Author: Karen Viggers

Genre: Literary Fiction

Publisher: Allen and Unwin

Published: 4th January 2019

Format: Paperback

Pages: 400

Price: $29.99

Synopsis:A story of freedom, forgiveness and finding the strength to break free. International bestselling writer Karen Viggers returns to remote Tasmania, the setting of her most popular novel The Lightkeeper’s Wife.

Sixteen-year-old Mikaela has grown up isolated and home-schooled on an apple orchard in south-eastern Tasmania, until an unexpected event shatters her family. Eighteen months later, she and her older brother Kurt are running a small business in a timber town. Miki longs to make connections and spend more time in her beloved forest, but she is kept a virtual prisoner by Kurt, who leads a secret life of his own.

When Miki meets Leon, another outsider, things slowly begin to change. But the power to stand up for yourself must come from within. And Miki has to fight to uncover the truth of her past and discover her strength and spirit.

Set in the old-growth eucalypt forests and vast rugged mountains of southern Tasmania, The Orchardist’s Daughter is an uplifting story about friendship, resilience and finding the courage to break free.

~*~

Miki’s world has been one of isolation her whole life. She was home-schooled on a Tasmanian apple orchard, in the forests and mountains. When her life is altered by the ravages of a bushfire, she is forced into an even more isolated life by her brother Kurt. Kurt keeps many secrets from Miki – and ensures she never ventures out of the takeaway shop he owns and forces her to work in until the arrival of the new resident, Leon, a Parks Ranger whose presence starts to link Miki with other people in the town: Geraldine, and a family whose young son – Max – befriends Leon. Max’s father and friends are loggers, and Leon’s presence rubs Shane and his friends the wrong way.

2019 BadgeThe new guy in town, Leon finds he has few allies: Miki, Max, Geraldine, and Wendy – Max’s mother. They are the first people to welcome him and stick up for him in the face of hatred from the loggers, Shane and Kurt – and the story traverses several weeks and encounters between the characters, as Geraldine and Leon encourage Miki to leave the confines of her prison when Kurt is gone. Max faces a bully at school, and Wendy, like Miki, faces her own kind of isolation, and both face things that will eventually come to a head with a series of events that sees the coming together of a community.

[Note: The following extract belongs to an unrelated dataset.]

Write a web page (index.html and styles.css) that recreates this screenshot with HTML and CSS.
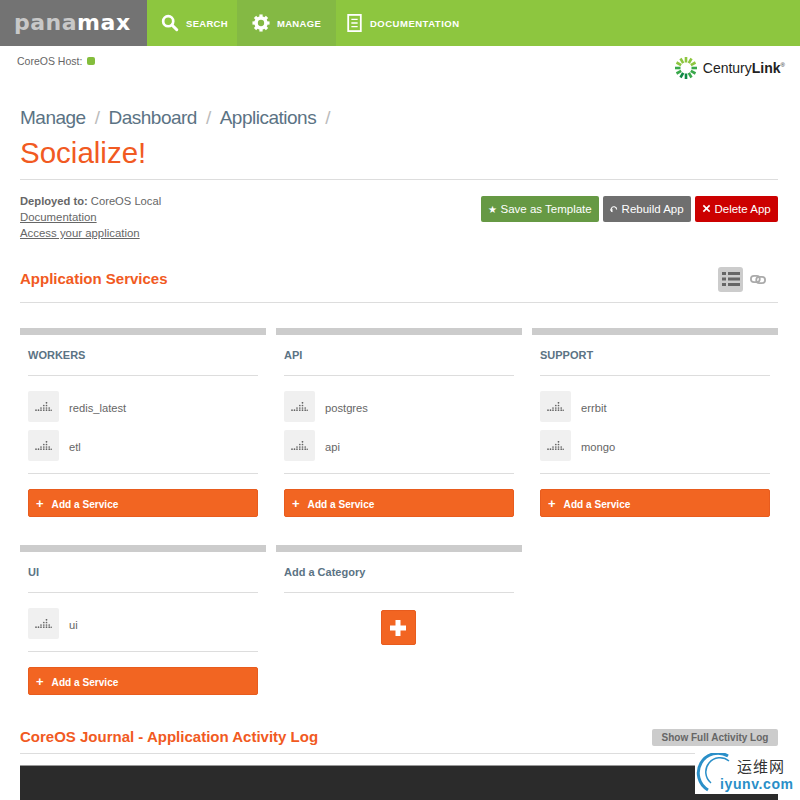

In this story, the mountains and forest of Tasmania are as much characters as Miki, Leon and the others. It is a living, breathing, and natural character in this story. The human characters lives revolve around the forest and become connected by it – through the good and the bad, and what the forest can provide and take from them.  It is a love story of sorts – an ode to the forests and mountains of Tasmania and nature as a whole. It reveals the flaws in the people Miki and Wendy thought they loved and knew. The flaws and cracks in the small town are revealed slowly – through alternating chapters from the perspectives of Max, Miki and Leon, and the bonds that grow between them.

In this story, the focus is on personal growth, as well as community connection, and what isolation can do to someone and how it makes them feel – and the final chapters are filled with heart stopping moments that make you want to read on and find out what happens and how it all turns out. The rest, I enjoyed meandering about, and taking in the story slowly, but not too slowly, of course. It is the kind of book that can be savoured and devoured in equal amounts. Some sections need to be gobbled up, but some need time spent on them, and Karen Viggers has done this well – when you’re in each character’s life, you are wholly in their life, but at the same time, wanting to know how the others are doing. Seeing how they came together was very satisfying and I liked that the story focussed on friendships between Leon, Geraldine, Miki and Max, and used their backstories to build what it was that drew them to each other, and the flaws in humanity that can lead us to do the unexpected, and why.

I really enjoyed this novel  – it was complex and intriguing with a cast of characters who reflected a diverse selection of human nature, and showed what pressure can do to us – and the ways people respond differently to the same situation they might find themselves in.